Llucia Ramis
Escribió Mario Benedetti en unos versos únicos que, en el fondo, el olvido está lleno de memoria, que es un gran simulacro repleto de fantasmas en el que nadie sabe ni puede, aunque quiera, olvidar. Y esa idea, y esas tres palabras (memoria, olvido, fantasmas) articulan argumento y estructura de este precioso libro, Las posesiones, con el que Llucia Ramis (Palma de Mallorca, 1977), autora de Todo lo que una tarde murió con las bicicletas (2013), ganó el Premi Llibres Anagrama (2018). Un regalo esta escritora, por una razón de peso contenida en ambos libros: un estilo literario intenso y personal que merece la pena celebrar pues convoca voces y temas que en escasas ocasiones, y esta es una, se convierten en el motivo por el que empujar hacia sus páginas.Temas cuyo interés deriva tanto de sus plurales significados, siempre relativos a la condición humana, como del daño que suelen provocar. Son el gancho fundamental de un libro valiente y ambicioso cuyos sentidos provocan un eco prolongado tras la lectura, quizá porque a todos atañe que la extensión del título alcance tanto a las propiedades materiales como a los recuerdos, los miedos, los fantasmas que nos visitan… Asuntos de difícil resolución en el escenario de la escritura sin caer en tópicos, o sin que se resienta de algún modo el interés de la trama o el ritmo de la ficción. Pero lo consigue, con la única salvedad de cierta fractura en el ritmo, en la tercera y última parte del libro, lo que no impide disfrutar de ideas envolventes por su verdad, como la sugerencia de que quizá somos, sobre todo, lo que perdimos, porque crecer significa tomar conciencia de que no podremos regresar ni al tiempo pasado ni a los lugares perdidos.

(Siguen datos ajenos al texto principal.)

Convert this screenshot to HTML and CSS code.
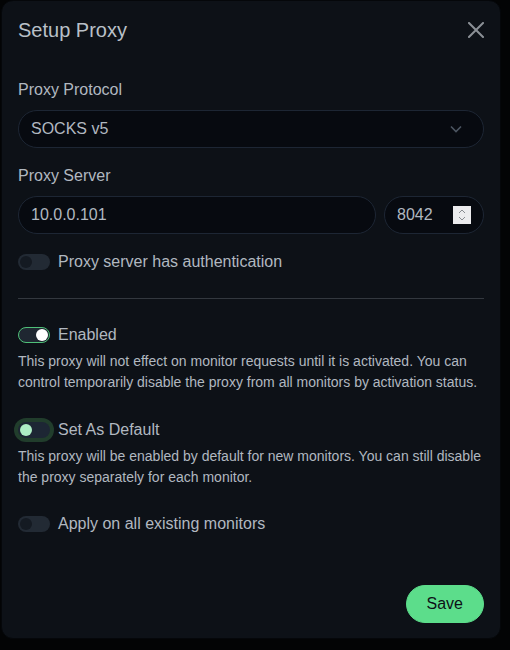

Este es el trasunto de una historia narrada en primera persona por el principal testigo de todas las vivencias vertidas en ella, ensartando anécdotas que remueven el pasado y lo proyectan en sombras prolongadas a lo largo de los años. Pero quede claro que en su relato solo hay personajes secundarios, advierte la voz de esta mujer, escritora y periodista, que intenta explicarse a través de su novela. Los protagonistas, ciertamente, están muertos, ya que todo se remonta a un suceso trágico en su adolescencia (años 90): una familia entera asesinada, un caso de corrupción sonadísimo que salpicó a su abuelo, víctima del engaño, la codicia y la envidia, miserias que se cobraron obligándole a deshacerse de su única propiedad, en Mallorca, lo que marcó al resto de la familia. Después su padre, periodista jubilado, sumido en una depresión provocada por la derrota frente a la injusticia a causa del pleito con un vecino por culpa de un camino y un muro. Y ella, ¡claro!, el periodismo, cada día cuestionado y desacreditado por sus fines, y su vida en pareja, y el miedo a llegar al fondo de asuntos del pasado y del presente, a afrontar dudas, a no poder despejarlas.
Por eso escribe, para hablar de cosas de las que nunca se habla, de la culpa y el dolor de la memoria. Y trenza pasado y presente con envolvente destreza para relatar lo que somos y lo que perdimos. Lo dicho: un placer disfrutar de esta escritora.